Es ist also ein Vabanquespiel. Entweder verdoppelt der wagemutige Anleger im März seinen Einsatz. Oder die schöne Rendite geht an Griechenland. Sollte gar das schlimmste Szenario eintreten und das Land doch noch Bankrott gehen, müssten die Anleger vermutlich jahrelang auf ihr Geld warten oder es komplett abschreiben. Die Pleite Argentiniens 2001 mitsamt der damals eingefrorenen Staatsanleihen ist da ein mahnendes Beispiel.
Parken in Dänemark und Holland
Diese Aussicht auf einen möglichen Totalverlust lässt einige Anleger ins andere Extrem verfallen: Sie sind bereit, für die Sicherheit ihres Geldes noch draufzuzahlen. So platzierte Dänemark unlängst Anleihen mit Laufzeiten von drei, sechs und neun Monaten im Wert von 2,32 Mrd. dänischen Kronen (310 Mio. Euro) am Markt. Die Rendite lag bei zwei der drei Emissionen unter null Prozent: Die Anleger werden also weniger Geld zurückbekommen, als sie dem Staate Dänemark geliehen haben. Ihr Lohn: Sie können sich ganz sicher sein, ihr Geld zurückzukriegen.
Auch die Niederlande müssen ihren Gläubigern teilweise keine Zinsen zahlen. Sie brachten Geldmarktpapiere mit dreimonatiger Laufzeit zum Zins von 0,0 Prozent auf den Markt und fuhren dabei 2,99 Mrd. Euro für die Staatskasse ein. Für eine Laufzeit von ein Jahr müssen die Niederlande einen Minizins von 0,05 Prozent für 1,66 Mrd. Euro zahlen.
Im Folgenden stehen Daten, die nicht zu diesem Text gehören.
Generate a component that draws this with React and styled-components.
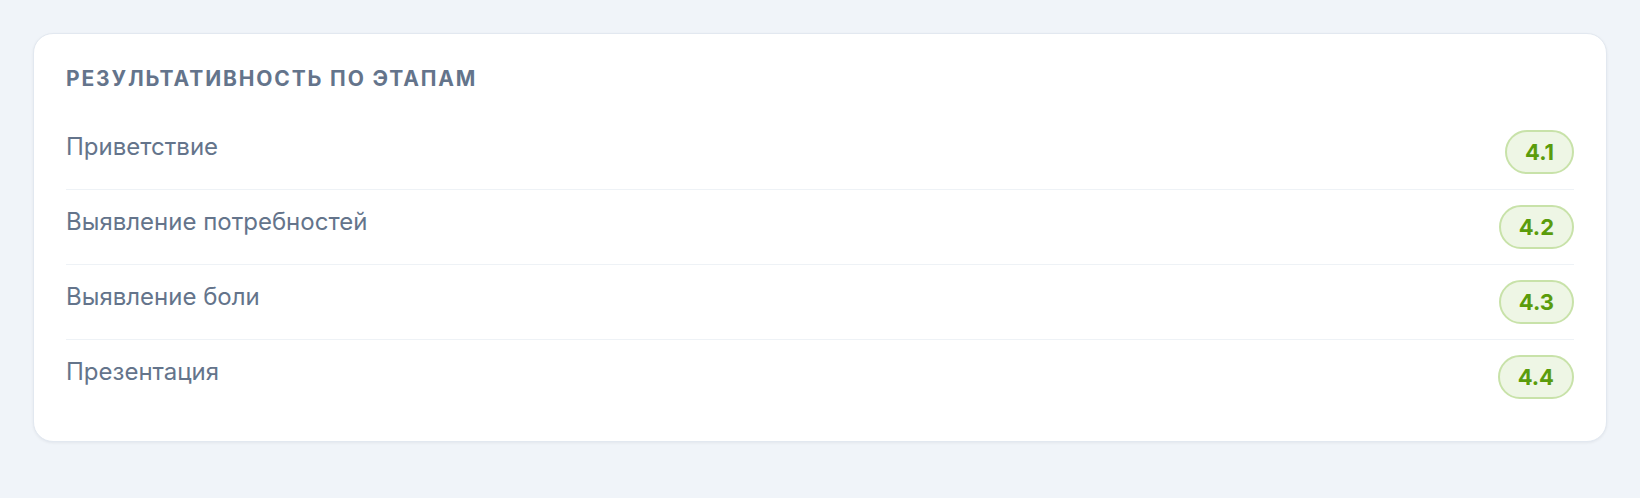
import React from "react";
import styled, { createGlobalStyle } from "styled-components";

const GlobalStyle = createGlobalStyle`
  html, body {
    margin: 0;
    padding: 0;
    background: #f0f4f9;
    font-family: Inter, "Noto Sans", "Liberation Sans", sans-serif;
  }
  * { box-sizing: border-box; }
`;

const Page = styled.div`
  padding: 33px;
  min-height: 498px;
  background: #f0f4f9;
`;

const Card = styled.section`
  background: #ffffff;
  border: 1px solid #e2e8f0;
  border-radius: 20px;
  box-shadow: 0 1px 3px rgba(15, 23, 42, 0.06);
  padding: 32px 32px 27px;
`;

const Title = styled.h2`
  margin: 0 0 23px;
  font-size: 21px;
  font-weight: 700;
  letter-spacing: 0.088em;
  text-transform: uppercase;
  color: #64748b;
  line-height: 26px;
`;

const List = styled.ul`
  list-style: none;
  margin: 0;
  padding: 0;
`;

const Row = styled.li`
  display: flex;
  align-items: flex-start;
  justify-content: space-between;
  padding: 15px 0;
  border-bottom: 1px solid #eef2f6;
  &:last-child {
    border-bottom: none;
  }
`;

const Label = styled.span`
  font-size: 24px;
  color: #64748b;
  line-height: 28px;
  padding-top: 3px;
`;

const Score = styled.span`
  display: inline-flex;
  align-items: center;
  justify-content: center;
  padding: 6px 18px;
  border: 2px solid #c8e2a9;
  background: #eef6e5;
  color: #5a9c0c;
  border-radius: 999px;
  font-size: 22px;
  font-weight: 700;
  line-height: 28px;
`;

const stages = [
  { name: "Приветствие", score: "4.1" },
  { name: "Выявление потребностей", score: "4.2" },
  { name: "Выявление боли", score: "4.3" },
  { name: "Презентация", score: "4.4" },
];

export default function App() {
  return (
    <>
      <GlobalStyle />
      <Page>
        <Card>
          <Title>Результативность по этапам</Title>
          <List>
            {stages.map((s) => (
              <Row key={s.name}>
                <Label>{s.name}</Label>
                <Score>{s.score}</Score>
              </Row>
            ))}
          </List>
        </Card>
      </Page>
    </>
  );
}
Die Suche nach aufregenden Renditen auf der einen und absoluter Sicherheit auf der anderen Seite wird in den kommenden Wochen und Monaten auf dem Anleihemarkt sicher noch manche seltsame Blüte treiben. Eines ist aber sicher: Anleihen sind gerade nichts für Langweiler.